§ What to work on
In the records below, find each line with the word "code" and copy it.
____
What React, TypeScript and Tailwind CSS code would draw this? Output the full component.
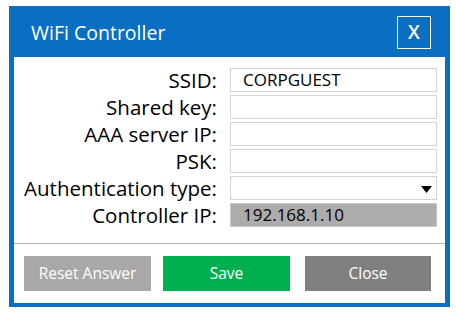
import React from "react";

const font = { fontFamily: '"Open Sans", "Noto Sans", sans-serif' };

function Field({ label, value, gray, dropdown }: { label: string; value?: string; gray?: boolean; dropdown?: boolean }) {
  return (
    <div className="flex items-center h-[24px]">
      <div className="w-[203px] text-right text-[20.5px] leading-none text-black whitespace-nowrap">{label}</div>
      <div
        className={`ml-[13px] w-[207px] h-[24px] border flex items-center pl-[12px] text-[17px] text-black relative ${
          gray ? "bg-[#aeabab] border-[#c8c8c8]" : "bg-white border-[#d4d4d4]"
        }`}
      >
        {value}
        {dropdown && (
          <svg className="absolute right-[4px] top-[9px]" width="11" height="7" viewBox="0 0 11 7">
            <polygon points="0,0 11,0 5.5,7" fill="#000" />
          </svg>
        )}
      </div>
    </div>
  );
}

export default function App() {
  return (
    <div className="w-[456px] h-[322px] bg-white pt-[6px] pl-[9px]" style={font}>
      <div className="w-[441px] h-[301px] bg-[#0a6fc2] flex flex-col pl-[5px] pr-[5px] pb-[4px]">
        <div className="h-[51px] flex items-center justify-between pl-[17px] pr-[14px]">
          <div className="text-white text-[19.5px] leading-none mt-[3px]">WiFi Controller</div>
          <div className="w-[34px] h-[33px] border border-white flex items-center justify-center text-white text-[19px] font-semibold leading-none mt-[2px]">
            X
          </div>
        </div>
        <div className="flex-1 bg-white flex flex-col">
          <div className="pt-[11px] flex flex-col gap-[3px]">
            <Field label="SSID:" value="CORPGUEST" />
            <Field label="Shared key:" />
            <Field label="AAA server IP:" />
            <Field label="PSK:" />
            <Field label="Authentication type:" dropdown />
            <Field label="Controller IP:" value="192.168.1.10" gray />
          </div>
          <div className="mt-[16px] h-[1px] bg-[#b4b4b4]" />
          <div className="flex mt-[12px] pl-[10px] h-[35px]">
            <div className="w-[127px] h-full bg-[#a9a7a7] text-white text-[15.5px] flex items-center justify-center">Reset Answer</div>
            <div className="ml-[12px] w-[127px] h-full bg-[#00b050] text-white text-[15.5px] flex items-center justify-center">Save</div>
            <div className="ml-[15px] w-[126px] h-full bg-[#808080] text-white text-[15.5px] flex items-center justify-center">Close</div>
          </div>
        </div>
      </div>
    </div>
  );
}
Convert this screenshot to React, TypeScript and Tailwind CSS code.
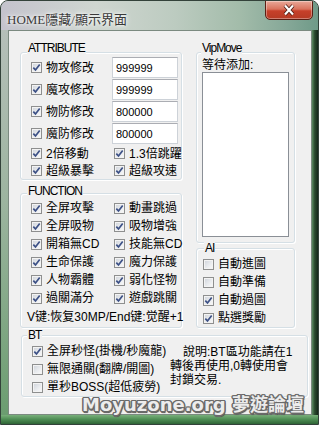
import React from "react";
import clsx from "clsx";

const attrInputs = [
  { label: "物攻修改", value: "999999" },
  { label: "魔攻修改", value: "999999" },
  { label: "物防修改", value: "800000" },
  { label: "魔防修改", value: "800000" },
];

const funcs = [
  ["全屏攻擊", "動畫跳過"],
  ["全屏吸物", "吸物增強"],
  ["開箱無CD", "技能無CD"],
  ["生命保護", "魔力保護"],
  ["人物霸體", "弱化怪物"],
  ["過關滿分", "遊戲跳關"],
];

const ai = [
  { label: "自動進圖", on: false },
  { label: "自動準備", on: false },
  { label: "自動過圖", on: true },
  { label: "點選獎勵", on: true },
];

const bt = [
  { label: "全屏秒怪(掛機/秒魔龍)", on: true },
  { label: "無限通關(翻牌/開圖)", on: false },
  { label: "單秒BOSS(超低疲勞)", on: false },
];

const Box = ({ on = true }: { on?: boolean }) => (
  <span className="flex h-[11px] w-[11px] shrink-0 items-center justify-center border border-[#8e8f8f] bg-[linear-gradient(135deg,#cdd2d9_0%,#e9ebee_55%,#fbfbfb_100%)] shadow-[inset_0_0_0_1px_#f3f3f3]">
    {on && (
      <svg width="9" height="9" viewBox="0 0 9 9">
        <path d="M1.3 4.6 L3.5 6.9 L7.7 1.5" fill="none" stroke="#3d5186" strokeWidth="1.7" />
      </svg>
    )}
  </span>
);

const Opt = ({ label, on = true, className }: { label: string; on?: boolean; className?: string }) => (
  <div className={clsx("flex items-center gap-[4px] whitespace-nowrap", className)}>
    <Box on={on} />
    <span>{label}</span>
  </div>
);

const Group = ({
  title,
  labelPos,
  className,
  children,
}: {
  title: string;
  labelPos: string;
  className?: string;
  children: React.ReactNode;
}) => (
  <div
    className={clsx(
      "relative shrink-0 rounded-[3px] border border-[#d5dfe5] shadow-[inset_1px_1px_0_#ffffff,1px_1px_0_#ffffff]",
      className
    )}
  >
    <span
      className={clsx(
        "absolute bg-[#f0f0f0] px-[1px] font-['Liberation_Sans',sans-serif] text-[12px] leading-[12px] tracking-[-1px] text-black",
        labelPos
      )}
    >
      {title}
    </span>
    {children}
  </div>
);

export default function App() {
  return (
    <div className="h-[425px] w-[319px] bg-white">
      <div className="flex h-[425px] w-[319px] flex-col overflow-hidden rounded-t-[8px] border border-[#33423a] bg-[#9cb6a2]">
        {/* title bar */}
        <div className="relative h-[29px] shrink-0 bg-[linear-gradient(90deg,#c4c3cd_0%,#cfd6d0_30%,#bccbc0_55%,#a3bcaa_75%,#86a898_90%,#6f9a88_100%)] pl-[6px] pt-[5px]">
          <span className="font-['Liberation_Serif','Noto_Sans_CJK_TC',serif] text-[13px] leading-[16px] text-[#3a3a3a] [text-shadow:0_0_6px_#ffffff,0_0_3px_#ffffff]">
            HOME隱藏/顯示界面
          </span>
          <div className="absolute right-[5px] top-[-1px] flex h-[20px] w-[48px] items-center justify-center rounded-b-[5px] border border-[#5b1f14] bg-[linear-gradient(180deg,#e9a999_0%,#d9735d_45%,#c6402a_55%,#b53a24_100%)] shadow-[inset_0_0_0_1px_rgba(255,255,255,0.35)]">
            <svg width="14" height="12" viewBox="0 0 14 12">
              <path d="M3 1.5 L11 10.5 M11 1.5 L3 10.5" stroke="#4a1a10" strokeWidth="3.8" />
              <path d="M3 1.5 L11 10.5 M11 1.5 L3 10.5" stroke="#ffffff" strokeWidth="2.2" />
            </svg>
          </div>
        </div>

        <div className="flex h-[385px] shrink-0">
          <div className="w-[7px] bg-[linear-gradient(180deg,#b5bfb9_0%,#9cb49f_45%,#6b9d70_100%)]" />

          {/* client */}
          <div className="relative h-[385px] w-[304px] border border-[#7b8a80] bg-[#f0f0f0] pt-[21px] font-['Liberation_Sans','Noto_Sans_CJK_TC',sans-serif] text-[12px] leading-[14px] text-black">
            <div className="flex pl-[11px]">
              <div className="flex w-[162px] flex-col">
                <Group title="ATTRIBUTE" labelPos="left-[6px] top-[-11px]" className="h-[128px] w-[162px] pl-[10px] pt-[4px]">
                  <div className="flex flex-col gap-[1px]">
                    {attrInputs.map((r) => (
                      <div key={r.label} className="grid h-[21px] grid-cols-[81px_66px] items-center">
                        <Opt label={r.label} />
                        <div className="h-[21px] border border-[#cdd2d8] border-t-[#abadb3] bg-white pl-[3px] pt-[2px] font-['Liberation_Sans',sans-serif] text-[11px] leading-[17px]">
                          {r.value}
                        </div>
                      </div>
                    ))}
                  </div>
                  <div className="mt-[1px] grid grid-cols-[83px_1fr]">
                    <Opt label="2倍移動" className="h-[17px]" />
                    <Opt label="1.3倍跳躍" className="h-[17px]" />
                    <Opt label="超級暴擊" className="h-[17px]" />
                    <Opt label="超級攻速" className="h-[17px]" />
                  </div>
                </Group>

                <Group title="FUNCTION" labelPos="left-[6px] top-[-9px]" className="mt-[13px] h-[135px] w-[162px] pl-[6px] pt-[5px]">
                  <div className="grid grid-cols-[83px_1fr] pl-[4px]">
                    {funcs.map(([a, b]) => (
                      <React.Fragment key={a}>
                        <Opt label={a} className="h-[18px]" />
                        <Opt label={b} className="h-[18px]" />
                      </React.Fragment>
                    ))}
                  </div>
                  <div className="flex h-[20px] items-center whitespace-nowrap font-['Liberation_Sans','Noto_Sans_CJK_SC',sans-serif]">
                    V键:恢复30MP/End键:觉醒+1
                  </div>
                </Group>
              </div>

              <div className="ml-[14px] flex w-[99px] flex-col">
                <Group title="VipMove" labelPos="left-[4px] top-[-11px]" className="h-[191px] w-[99px] pl-[5px] pt-[5px]">
                  <div className="h-[14px] whitespace-nowrap">等待添加:</div>
                  <div className="h-[165px] w-[87px] border border-[#8a8f96] bg-white" />
                </Group>

                <Group title="AI" labelPos="left-[7px] top-[-7px]" className="mt-[5px] h-[80px] w-[99px] pl-[6px] pt-[6px]">
                  {ai.map((r) => (
                    <Opt key={r.label} label={r.label} on={r.on} className="h-[18px]" />
                  ))}
                </Group>
              </div>
            </div>

            <div className="ml-[12px] mt-[7px]">
              <Group title="BT" labelPos="left-[5px] top-[-7px]" className="flex h-[62px] w-[287px] pl-[10px] pt-[6px]">
                <div className="w-[138px] shrink-0">
                  {bt.map((r) => (
                    <Opt key={r.label} label={r.label} on={r.on} className="h-[18px]" />
                  ))}
                </div>
                <div className="mt-[3px] whitespace-nowrap leading-[14px]">
                  <div className="pl-[13px]">說明:BT區功能請在1</div>
                  <div>轉後再使用,0轉使用會</div>
                  <div>封鎖交易.</div>
                </div>
              </Group>
            </div>

            <div className="absolute left-[73px] top-[364px] whitespace-nowrap font-['DejaVu_Sans','Noto_Sans_CJK_TC',sans-serif] text-[18px] font-bold leading-[20px] text-[#ececec] [text-shadow:1.5px_0_0_#6a6a6a,-1.5px_0_0_#6a6a6a,0_1.5px_0_#6a6a6a,0_-1.5px_0_#6a6a6a,1px_1px_0_#6a6a6a,-1px_-1px_0_#6a6a6a,1px_-1px_0_#6a6a6a,-1px_1px_0_#6a6a6a,1px_2px_1px_#444]">
              Moyuzone.org 夢遊論壇
            </div>
          </div>

          <div className="w-[6px] bg-[linear-gradient(90deg,#5c8a62_0%,#2a4a2e_45%,#15261a_100%)]" />
        </div>

        <div className="h-[9px] shrink-0 bg-[linear-gradient(180deg,#79b07b_0%,#4d8c53_50%,#2f6436_100%)]" />
      </div>
    </div>
  );
}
____
§ Answer in full
What React, TypeScript and Tailwind CSS code would draw this? Output the full component.
Convert this screenshot to React, TypeScript and Tailwind CSS code.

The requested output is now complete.